## REQUEST
State the count of lines below in which the word "with" appears, and add nothing.

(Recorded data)
· · · · ·

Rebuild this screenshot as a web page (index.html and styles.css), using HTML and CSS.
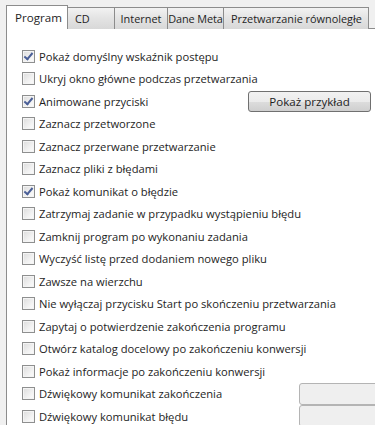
FILE: index.html
```html
<!DOCTYPE html>
<html>
<head>
  <meta charset="UTF-8" />
  <link rel="stylesheet" href="styles.css">
</head>
<body>
  <div class="tabs">
    <div class="tab active">Program</div>
    <div class="tab tab-cd">CD</div>
    <div class="tab tab-net">Internet</div>
    <div class="tab tab-meta">Dane Meta</div>
    <div class="tab">Przetwarzanie równoległe</div>
  </div>

  <div class="panel">
    <div class="row"><label class="opt"><span class="cb checked"></span>Pokaż domyślny wskaźnik postępu</label></div>
    <div class="row"><label class="opt"><span class="cb"></span>Ukryj okno główne podczas przetwarzania</label></div>
    <div class="row"><label class="opt"><span class="cb checked"></span>Animowane przyciski</label><button class="btn">Pokaż przykład</button></div>
    <div class="row"><label class="opt"><span class="cb"></span>Zaznacz przetworzone</label></div>
    <div class="row"><label class="opt"><span class="cb"></span>Zaznacz przerwane przetwarzanie</label></div>
    <div class="row"><label class="opt"><span class="cb"></span>Zaznacz pliki z błędami</label></div>
    <div class="row"><label class="opt"><span class="cb checked"></span>Pokaż komunikat o błędzie</label></div>
    <div class="row"><label class="opt"><span class="cb"></span>Zatrzymaj zadanie w przypadku wystąpieniu błędu</label></div>
    <div class="row"><label class="opt"><span class="cb"></span>Zamknij program po wykonaniu zadania</label></div>
    <div class="row"><label class="opt"><span class="cb"></span>Wyczyść listę przed dodaniem nowego pliku</label></div>
    <div class="row"><label class="opt"><span class="cb"></span>Zawsze na wierzchu</label></div>
    <div class="row"><label class="opt"><span class="cb"></span>Nie wyłączaj przycisku Start po skończeniu przetwarzania</label></div>
    <div class="row"><label class="opt"><span class="cb"></span>Zapytaj o potwierdzenie zakończenia programu</label></div>
    <div class="row"><label class="opt"><span class="cb"></span>Otwórz katalog docelowy po zakończeniu konwersji</label></div>
    <div class="row"><label class="opt"><span class="cb"></span>Pokaż informacje po zakończeniu konwersji</label></div>
    <div class="row"><label class="opt"><span class="cb"></span>Dźwiękowy komunikat zakończenia</label><div class="field"></div></div>
    <div class="row"><label class="opt"><span class="cb"></span>Dźwiękowy komunikat błędu</label><div class="field"></div></div>
  </div>
</body>
</html>
```

FILE: styles.css
```css
* { box-sizing: border-box; }
body {
  margin: 0;
  width: 375px;
  height: 425px;
  overflow: hidden;
  background: #f0f0f0;
  font-family: "Open Sans", "Noto Sans", sans-serif;
  font-size: 11.2px;
  color: #1e1e1e;
}
.tabs {
  display: flex;
  padding: 5px 0 0 6px;
  height: 29px;
  white-space: nowrap;
  position: relative;
  z-index: 1;
}
.tab {
  flex-shrink: 0;
  height: 22px;
  margin-top: 2px;
  padding: 2px 6px 0 7px;
  border: 1px solid #8c8c8c;
  border-left: none;
  border-bottom: none;
  background: linear-gradient(#f2f2f2, #e3e3e3 50%, #d8d8d8);
  line-height: 18px;
  font-size: 10.9px;
}
.tab-cd { width: 47px; }
.tab-net { width: 53px; padding: 2px 0 0; text-align: center; }
.tab-meta { width: 56px; padding: 2px 0 0; text-align: center; letter-spacing: -0.1px; }
.tab.active {
  height: 24px;
  margin-top: 0;
  padding: 3px 8px 0 8px;
  border-left: 1px solid #8c8c8c;
  background: #fff;
  width: 62px;
  font-size: 11.6px;
}
.panel {
  margin: -1px 0 0 6px;
  height: 400px;
  background: #fff;
  border-top: 1px solid #8c8c8c;
  border-left: 1px solid #8c8c8c;
  padding: 16px 0 0 15px;
  display: flex;
  flex-direction: column;
}
.row {
  height: 22.5px;
  display: flex;
  align-items: center;
  justify-content: space-between;
  flex-shrink: 0;
}
.opt {
  display: flex;
  align-items: center;
  gap: 4px;
  white-space: nowrap;
}
.cb {
  width: 13px;
  height: 13px;
  border: 1px solid #8e8f8f;
  background: linear-gradient(135deg, #dcdcdc, #f5f5f5 70%, #fbfbfb);
  box-shadow: inset 0 0 0 1px #f4f4f4;
  position: relative;
}
.cb.checked::after {
  content: "";
  position: absolute;
  left: 3px;
  top: 0px;
  width: 3px;
  height: 7px;
  border: solid #4a5f97;
  border-width: 0 2px 2px 0;
  transform: rotate(40deg);
}
.btn {
  width: 123px;
  height: 21px;
  margin-right: 4px;
  border: 1px solid #707070;
  border-radius: 3px;
  background: linear-gradient(#f2f2f2, #ebebeb 50%, #dddddd 51%, #cfcfcf);
  font-family: inherit;
  font-size: 11.6px;
  color: #1e1e1e;
  padding: 0;
}
.field {
  width: 80px;
  height: 22px;
  margin-right: -4px;
  border: 1px solid #b4b4b4;
  border-radius: 3px;
  background: #efefef;
}
```
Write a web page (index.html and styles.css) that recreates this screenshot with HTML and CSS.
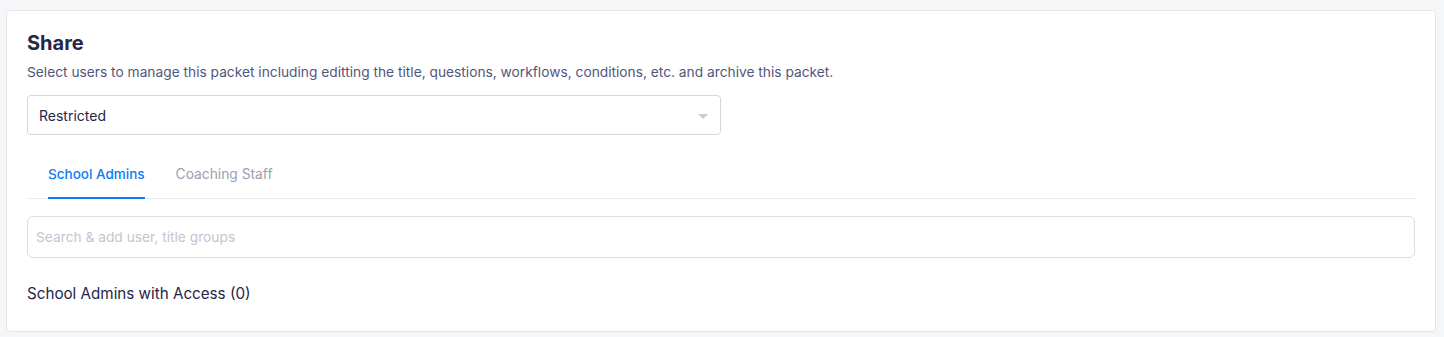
FILE: index.html
```html
<!DOCTYPE html>
<html lang="en">
<head>
  <meta charset="UTF-8">
  <meta name="viewport" content="width=device-width, initial-scale=1.0">
  <title>Share packet</title>
  <link rel="stylesheet" href="styles.css">
</head>
<body>
  <div class="card">
    <h2 class="card-title">Share</h2>
    <p class="card-desc">Select users to manage this packet including editting the title, questions, workflows, conditions, etc. and archive this packet.</p>

    <!-- access select -->
    <div class="select">
      <span class="select-value">Restricted</span>
      <span class="select-caret"></span>
    </div>

    <!-- tabs -->
    <div class="tabs">
      <div class="tab active">School Admins</div>
      <div class="tab">Coaching Staff</div>
    </div>

    <div class="search">
      <input type="text" class="search-input" placeholder="Search &amp; add user, title groups">
    </div>

    <div class="access-title">School Admins with Access (0)</div>
  </div>
</body>
</html>
```

FILE: styles.css
```css
body {
  margin: 0;
  padding: 10px 8px 5px 6px;
  background-color: #f5f6f8;
  font-family: Inter, "Noto Sans", Arial, sans-serif;
  color: #25264a;
}

.card {
  background-color: #fff;
  border: 1px solid #e5e6ea;
  border-radius: 4px;
  padding: 20px;
  height: 280px;
}

.card-title {
  margin: 0;
  font-size: 20px;
  font-weight: 700;
  line-height: 24px;
  color: #25264a;
}

.card-desc {
  margin: 8px 0 0 0;
  font-size: 13.75px;
  line-height: 18px;
  color: #51577d;
}

.select {
  display: flex;
  align-items: center;
  justify-content: space-between;
  margin-top: 14px;
  padding: 0 11px;
  box-sizing: border-box;
  width: 694px;
  height: 40px;
  border: 1px solid #d6d6dc;
  border-radius: 4px;
}

.select-value {
  font-size: 14px;
  color: #25264a;
}

.select-caret {
  width: 0;
  height: 0;
  border-left: 5px solid transparent;
  border-right: 5px solid transparent;
  border-top: 5px solid #c8c9d6;
  margin-right: 1px;
  margin-top: 2px;
}

.tabs {
  display: flex;
  gap: 31px;
  margin-top: 20px;
  padding-left: 21px;
  border-bottom: 1px solid #ebebef;
}

.tab {
  font-size: 13.8px;
  line-height: 18px;
  padding: 10px 0 14px 0;
  color: #9d9db3;
  border-bottom: 2px solid transparent;
  margin-bottom: -1px;
}

.tab.active {
  font-size: 13.5px;
  color: #0a7cf5;
  font-weight: 500;
  border-bottom-color: #0a7cf5;
}

.search {
  margin-top: 17px;
}

.search-input {
  display: block;
  width: 100%;
  height: 42px;
  box-sizing: border-box;
  padding: 0 8px;
  border: 1px solid #dcdce2;
  border-radius: 6px;
  font-family: inherit;
  font-size: 13.75px;
  color: #25264a;
  outline: none;
}

.search-input::placeholder {
  color: #c4c4d2;
}

.access-title {
  margin-top: 26px;
  font-size: 15.2px;
  line-height: 20px;
  color: #25264a;
}
```
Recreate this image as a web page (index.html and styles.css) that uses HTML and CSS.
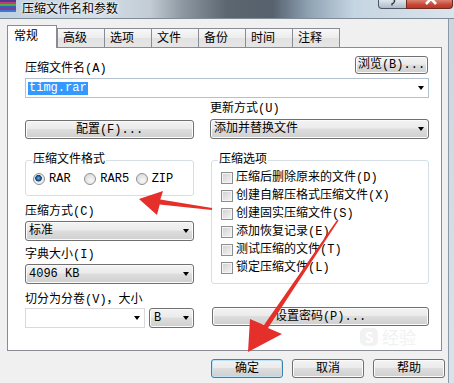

· · · · ·

## SOLUTION FOR THIS PROBLEM
2